= William Ridgeway (law reporter) =

Irish barrister and law reporter

William Ridgeway (1765–1817) was an Irish barrister and law reporter.

==Life==
Ridgeway graduated at Trinity College, Dublin, as B.A. in 1787, LL.B. in 1790, and LL.D. in 1795. He was called to the bar, and acted as one of the crown counsel in state trials, notably in that of Robert Emmet in 1803, of Edward Sheridan and Thomas Kirwan in 1811–12, and of Roger O'Connor and Martin McKeon in 1817.

Ridgeway died at Dublin of typhus fever, caught while on circuit at Trim, County Meath, on 1 December 1817.

==Works==
In 1774 Ridgeway was entrusted by Philip Tisdall, Attorney-General for Ireland, with the publication of Reports of Cases argued and determined in the King's Bench and Chancery during the time of Lord Hardwicke's Presidency (1733–7). Marginal notes contain the substance of the decisions given, with a collation of authorities and references. Ridgeway prepared the official reports of the proceedings against William Jackson in 1795 and the Sheares brothers in 1798; they appeared in the State Trials.
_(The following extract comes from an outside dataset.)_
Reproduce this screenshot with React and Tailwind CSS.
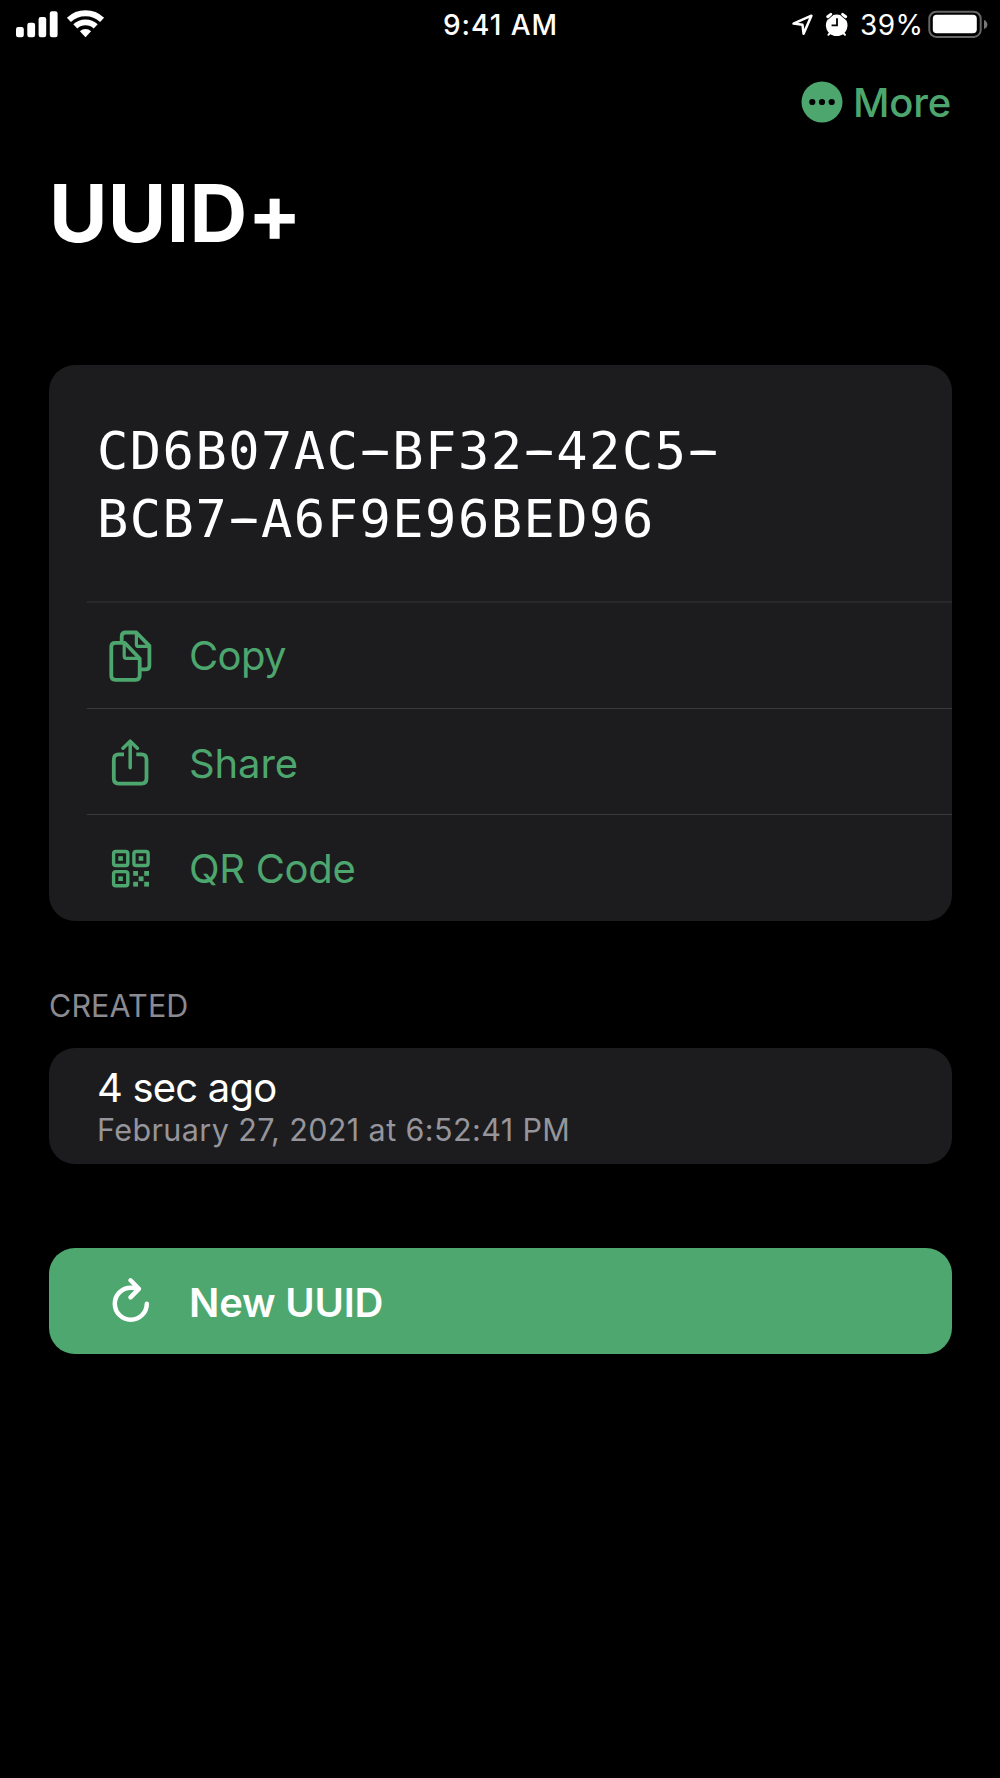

Other works published by Ridgeway were:

- Reports of Cases upon Appeal and Writs of Error in the High Court of Parliament in Ireland since the Restoration of the Appellate Jurisdiction, 3 vols. 1795–8.
- Term Reports of Cases in the King's Court in Dublin, 34–35 George III (with William Lapp and John Schoales), 1796.
- Reports of State Trials in Ireland, 1798–1803, 3 vols. 1803.
- Reports of Proceedings in Cases of High Treason at a Court of Oyer and Terminer held under Special Commission, August and September 1803, 1803.
- Report of Proceedings under Special Commission of Oyer and Terminer and Gaol Delivery for Sligo, Mayo, Leitrim, Longford, and Cavan in December 1806, 1807.
- Proceedings in Case of T. Kirwan and E. Sheridan, 1811.
- Proceedings against H. Fitzpatrick for Libel on the Duke of Richmond, 1813.
- Report of Trial of Roger O'Connor and Martin M'Keon, 1817 (finished by R. W. Greene).

==Family==
Ridgeway married a daughter of Edward Ledwich, and left seven children.